Au premier abord, on pourrait penser qu’il suffit de sélectionner des intervenants iconoclastes et de convoquer des disciplines inattendues pour délivrer un programme libéral au sens éducatif du terme. Mais un tel affichage ne rend pas compte des critères de sélection des participants, de la façon dont la communauté d’apprentissage constituée est animée, ni de l’exigence intellectuelle des séquences et encore moins des liens qui se tissent progressivement entre les sujets tout au long du programme. La partie immergée du curriculum apparaît davantage comme le fruit d’une alchimie pédagogique que d’une accumulation de connaissances vocationnelles.
Pourtant, un tel programme n’est pas sans risque et le plus significatif d’entre eux est sans doute celui du dogmatisme. À s’éloigner du confort des connaissances vocationnelles on évolue nécessairement dans des espaces à forte teneur idéologique où le pragmatisme et le réalisme peinent à s’imposer. Les intervenants peuvent alors ressentir la charge d’une mission d’intérêt général en faisant la promotion de leur idéal de société et de comportement dans la vie professionnelle. Dès lors, si une majorité d’intervenants partagent les mêmes idéaux, le programme se transforme assez vite en une école de pensée.
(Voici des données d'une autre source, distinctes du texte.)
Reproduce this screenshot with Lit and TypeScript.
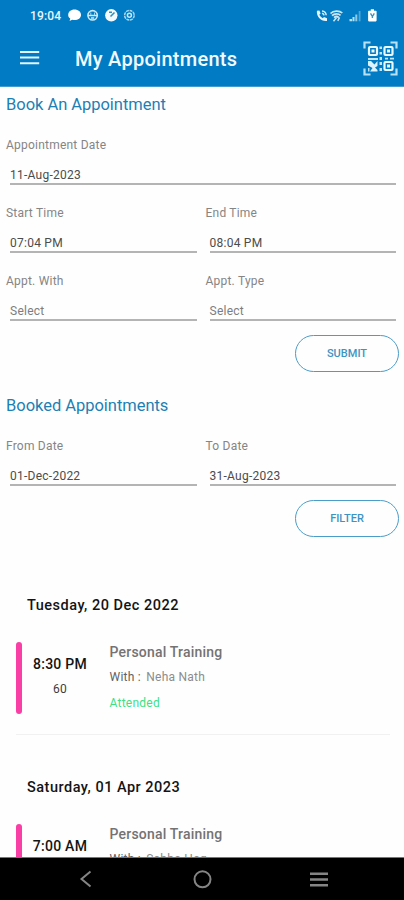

Ce faisant, ils anéantissent l’impératif de liberté indispensable à une formation exécutive d’inspiration libérale.
Afin d’éviter cet écueil, la direction scientifique du programme doit notamment se prémunir contre toute connivence doctrinaire au sein de l’équipe pédagogique. Le but n’étant pas d’exposer les participants à une vérité absolue mais de les confronter aux différentes vérités qui s’opposent, révélant ainsi les ambiguïtés et les tensions inhérentes à toute activité professionnelle et plus généralement à la vie sociale organisée.
L’ambition réflexive d’un Executive Mastère libéral requiert donc beaucoup d’audaces pédagogiques, de vigilance idéologique et de remises en cause des logiques cognitives dominantes. Et pour concrétiser cette ambition, les directions de ces programmes devront, sans relâche, faire preuve d’une exigence morale et intellectuelle.